---- Source data
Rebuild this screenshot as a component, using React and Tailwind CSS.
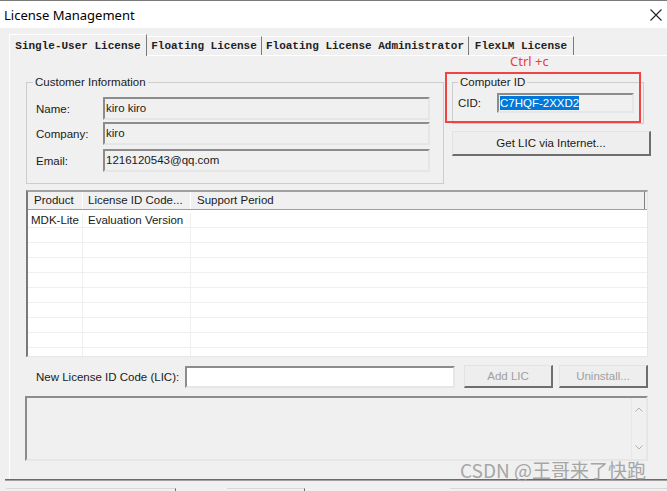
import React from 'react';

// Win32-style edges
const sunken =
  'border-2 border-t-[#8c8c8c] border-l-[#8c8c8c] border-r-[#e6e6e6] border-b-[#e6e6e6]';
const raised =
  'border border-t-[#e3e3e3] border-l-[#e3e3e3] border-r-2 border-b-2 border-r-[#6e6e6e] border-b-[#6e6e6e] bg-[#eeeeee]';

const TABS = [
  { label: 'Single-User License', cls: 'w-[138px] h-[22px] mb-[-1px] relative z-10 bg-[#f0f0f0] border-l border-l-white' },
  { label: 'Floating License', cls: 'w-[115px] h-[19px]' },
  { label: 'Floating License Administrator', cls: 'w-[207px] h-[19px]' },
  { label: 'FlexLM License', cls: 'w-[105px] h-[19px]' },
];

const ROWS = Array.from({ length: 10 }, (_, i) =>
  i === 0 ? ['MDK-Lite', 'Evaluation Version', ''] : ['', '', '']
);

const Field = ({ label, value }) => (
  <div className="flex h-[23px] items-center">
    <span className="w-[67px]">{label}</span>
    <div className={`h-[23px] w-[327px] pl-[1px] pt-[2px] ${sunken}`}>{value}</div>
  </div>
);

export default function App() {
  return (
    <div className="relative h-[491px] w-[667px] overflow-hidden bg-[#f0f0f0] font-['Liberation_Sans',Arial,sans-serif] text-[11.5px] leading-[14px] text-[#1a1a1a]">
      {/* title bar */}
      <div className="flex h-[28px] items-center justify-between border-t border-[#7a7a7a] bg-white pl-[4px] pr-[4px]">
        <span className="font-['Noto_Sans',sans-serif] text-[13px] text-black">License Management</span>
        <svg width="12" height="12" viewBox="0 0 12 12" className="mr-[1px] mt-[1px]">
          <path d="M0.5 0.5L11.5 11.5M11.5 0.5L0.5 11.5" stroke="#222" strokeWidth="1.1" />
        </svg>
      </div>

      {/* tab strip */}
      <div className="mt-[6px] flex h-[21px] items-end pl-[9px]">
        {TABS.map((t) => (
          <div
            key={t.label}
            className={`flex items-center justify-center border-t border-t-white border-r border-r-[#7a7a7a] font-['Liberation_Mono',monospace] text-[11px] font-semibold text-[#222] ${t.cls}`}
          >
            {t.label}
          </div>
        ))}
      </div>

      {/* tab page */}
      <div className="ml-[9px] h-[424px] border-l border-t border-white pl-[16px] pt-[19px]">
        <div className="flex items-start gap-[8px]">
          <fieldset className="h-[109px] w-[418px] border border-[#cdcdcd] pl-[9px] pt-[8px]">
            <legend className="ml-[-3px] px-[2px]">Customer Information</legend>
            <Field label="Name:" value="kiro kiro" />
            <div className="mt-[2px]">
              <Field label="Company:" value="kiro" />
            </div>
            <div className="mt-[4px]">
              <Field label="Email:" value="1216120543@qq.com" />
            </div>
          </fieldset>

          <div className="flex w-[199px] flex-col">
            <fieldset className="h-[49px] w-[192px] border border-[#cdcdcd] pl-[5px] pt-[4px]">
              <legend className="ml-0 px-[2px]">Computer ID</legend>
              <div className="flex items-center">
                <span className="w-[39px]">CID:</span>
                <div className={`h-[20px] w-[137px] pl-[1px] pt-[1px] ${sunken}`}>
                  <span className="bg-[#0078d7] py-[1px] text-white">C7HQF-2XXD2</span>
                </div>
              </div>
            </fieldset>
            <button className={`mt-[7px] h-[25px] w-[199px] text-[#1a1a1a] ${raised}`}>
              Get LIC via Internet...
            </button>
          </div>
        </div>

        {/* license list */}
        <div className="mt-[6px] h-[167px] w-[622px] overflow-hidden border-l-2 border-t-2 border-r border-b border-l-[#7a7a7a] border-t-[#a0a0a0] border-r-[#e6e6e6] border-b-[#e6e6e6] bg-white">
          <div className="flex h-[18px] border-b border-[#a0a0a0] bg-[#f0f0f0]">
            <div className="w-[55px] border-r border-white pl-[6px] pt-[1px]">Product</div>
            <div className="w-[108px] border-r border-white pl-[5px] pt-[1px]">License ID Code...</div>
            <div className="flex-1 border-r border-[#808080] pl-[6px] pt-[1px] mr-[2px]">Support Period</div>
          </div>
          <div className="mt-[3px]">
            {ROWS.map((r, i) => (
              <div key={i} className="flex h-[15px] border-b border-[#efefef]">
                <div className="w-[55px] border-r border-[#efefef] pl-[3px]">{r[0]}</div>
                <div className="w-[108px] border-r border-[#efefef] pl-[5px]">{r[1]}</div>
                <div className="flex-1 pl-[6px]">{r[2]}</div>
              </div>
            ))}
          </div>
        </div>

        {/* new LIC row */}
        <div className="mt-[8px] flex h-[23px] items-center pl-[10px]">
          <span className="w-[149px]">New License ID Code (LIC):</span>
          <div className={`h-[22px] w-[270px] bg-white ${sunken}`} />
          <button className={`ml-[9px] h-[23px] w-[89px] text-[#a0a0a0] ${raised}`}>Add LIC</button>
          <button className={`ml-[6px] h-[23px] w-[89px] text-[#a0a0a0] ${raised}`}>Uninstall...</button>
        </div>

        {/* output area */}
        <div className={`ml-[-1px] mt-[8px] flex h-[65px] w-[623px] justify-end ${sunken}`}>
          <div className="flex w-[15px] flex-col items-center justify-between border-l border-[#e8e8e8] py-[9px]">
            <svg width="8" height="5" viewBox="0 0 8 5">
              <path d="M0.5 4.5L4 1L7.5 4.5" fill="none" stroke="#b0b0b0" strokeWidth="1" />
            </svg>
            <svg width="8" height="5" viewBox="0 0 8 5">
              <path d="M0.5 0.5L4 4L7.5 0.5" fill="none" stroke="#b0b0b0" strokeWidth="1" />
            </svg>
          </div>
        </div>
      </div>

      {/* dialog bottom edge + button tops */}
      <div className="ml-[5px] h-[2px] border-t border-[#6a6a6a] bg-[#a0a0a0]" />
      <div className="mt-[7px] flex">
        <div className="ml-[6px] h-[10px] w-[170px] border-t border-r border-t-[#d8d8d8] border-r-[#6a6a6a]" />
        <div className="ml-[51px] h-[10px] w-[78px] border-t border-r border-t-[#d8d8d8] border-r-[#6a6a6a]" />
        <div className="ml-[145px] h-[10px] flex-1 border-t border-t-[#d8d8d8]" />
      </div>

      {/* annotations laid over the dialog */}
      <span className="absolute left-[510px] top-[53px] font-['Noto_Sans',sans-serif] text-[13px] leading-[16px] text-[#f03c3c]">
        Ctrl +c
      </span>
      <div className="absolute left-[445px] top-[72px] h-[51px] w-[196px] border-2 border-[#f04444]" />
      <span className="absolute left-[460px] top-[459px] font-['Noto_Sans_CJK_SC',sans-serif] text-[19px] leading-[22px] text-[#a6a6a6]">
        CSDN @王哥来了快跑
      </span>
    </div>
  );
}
--------
Exercise description: Everything from the top line of the data down to and including the line with "border-r-[#6e6e6e] border-b-[#6e6e6e] bg-[#eeeeee]';" is to be copied, except the pictures.

Solution below:
Rebuild this screenshot as a component, using React and Tailwind CSS.
import React from 'react';

// Win32-style edges
const sunken =
  'border-2 border-t-[#8c8c8c] border-l-[#8c8c8c] border-r-[#e6e6e6] border-b-[#e6e6e6]';
const raised =
  'border border-t-[#e3e3e3] border-l-[#e3e3e3] border-r-2 border-b-2 border-r-[#6e6e6e] border-b-[#6e6e6e] bg-[#eeeeee]';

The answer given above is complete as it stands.